Boys. You are not the sum of your parts. Your worth is not measured by your penis or how it looks or how many women it’s been with. You are not measured by your likelihood to become an underwear model. You are intelligent. You have hopes and dreams and fears and weaknesses. You enjoy hobbies. You probably like certain books. You have a family that has shaped your life. You have a past that has made you who you are. And you deserve to have a woman care about all of that. You deserve someone who will meet your family and listen to the stories of your life growing up. You deserve someone who will value and respect your intelligence and encourage you to pursue your hobbies. You deserve someone who will hear your fears and weaknesses and not think less of you for them. You deserve someone who will hear your hopes and dreams and inspire you to achieve them. You deserve more than sex. And anyone who tells you that you aren’t a man because you haven’t had sex with enough women is leading you astray. You are worth more than the notches on your bedpost. Manhood is less about sex and more about taking responsibility for your actions.

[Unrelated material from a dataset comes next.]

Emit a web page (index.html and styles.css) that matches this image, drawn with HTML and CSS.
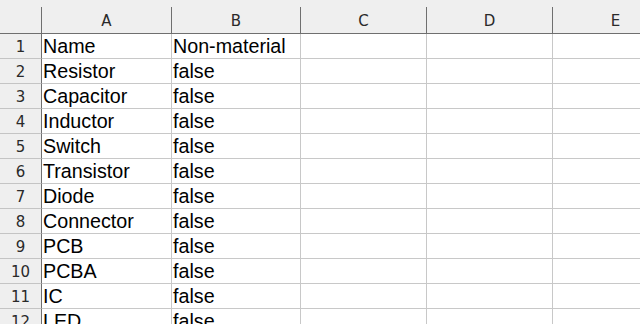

I know that millions of young people across the country will see that movie. And they will hear those lines. And many of them will laugh. But it is far from funny. It is wrong. It sends a message that devalues every person that believes it. There is more to life than sex (and drinking). And you deserve to have all of it.
P. S. I know that there are those who will dismiss everything I just said at the mention of Jesus, so I’m putting this down here. But in my life, I have never found anyone who could give me all those things I deserve. I love my husband and he loves me, but neither of us are perfect. Jesus Christ was. And He knows you, down to every cell in your body. And He loves you more than any person will ever be capable of. If you don’t know Christ as your Savior and Lord, I would be more than happy to answer any questions you have or discuss it further. But if you don’t want to drag Jesus into the discussion, still know that you are worth everything I said and more.